Anarchists are much more frequently associated with socialists and communists. The communist ideal of a stateless, classless society, “from each according to his ability, to each according to his need” is basically anarchism. However, the anarchists demand this occur immediately, while the socialists and communists insist that socialism is necessary as an intermediary step between capitalism and communism, and “socialism” tends to mean “dictatorship of the proletariat”. Naturally, the socialists/communists themselves propose to be the ones running this dictatorship on behalf the working class. So the real dichotomy winds up as: anarchists as wild, crazy, dangerous, uncontrollable and unpredictable idealists, and socialists as cynical, opportunistic, manipulative, deceitful tyrants. The anarchists accuse the socialist of wanting power its own sake, while the socialists accuse the anarchists of being little better than bandits wrapping a black flag of politics around what would otherwise be simply lawless chaos.
Anarchists are still around, though in larger numbers and more active in Europe than the US. Their peak was in the late 19th and early 20th centuries. The primary sources of early anarchist philosophy are William Godwin, Pierre-Joseph Proudhon, and Mikhail Bakunin. At the First International, in 1868, the anarchists (led by Bakunin) broke off from Marxists, led by Marx himself. From that point, anarchists became very tied in with labor unions, often referred to as “anarcho-syndicalists”, e.g. the CNT in Spain. Even among themselves, the anarchists debated whether to work within the system (i.e. among labor unions) or to throw bombs and blow things up and kill people, aka “propaganda of the deed”. Due to the high profile acts of the latter group, anarchists held a role in contemporary society analogous to modern-day Islamic terrorists.

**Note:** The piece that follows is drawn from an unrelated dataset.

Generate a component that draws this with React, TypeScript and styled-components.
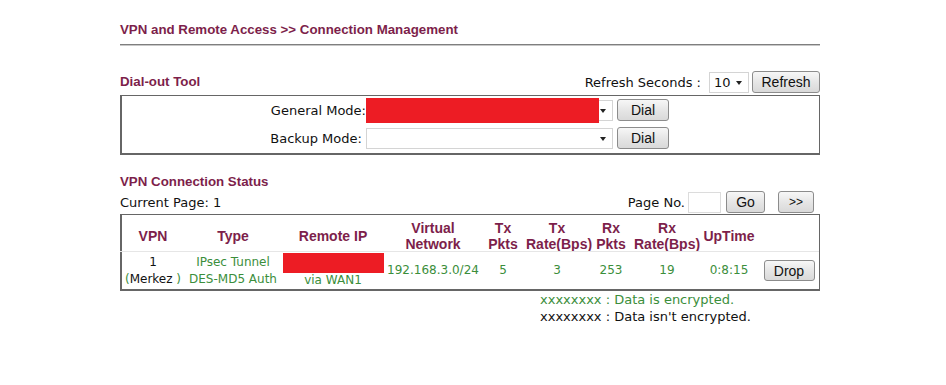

Haymarket Affair. On May 3, 1886, when strikebreakers attempted to cross a picket line in Haymarket Square in Chicago, a bomb was thrown, killing a police officer. A riot broke out, in which several policemen and workers were killed. Eight anarchists were charged with the murder; of these, 4 were executed and one committed suicide prior to his execution. The next year, a rally was held to commemorate these fallen comrades, and the annual version of this became what we now know as May Day.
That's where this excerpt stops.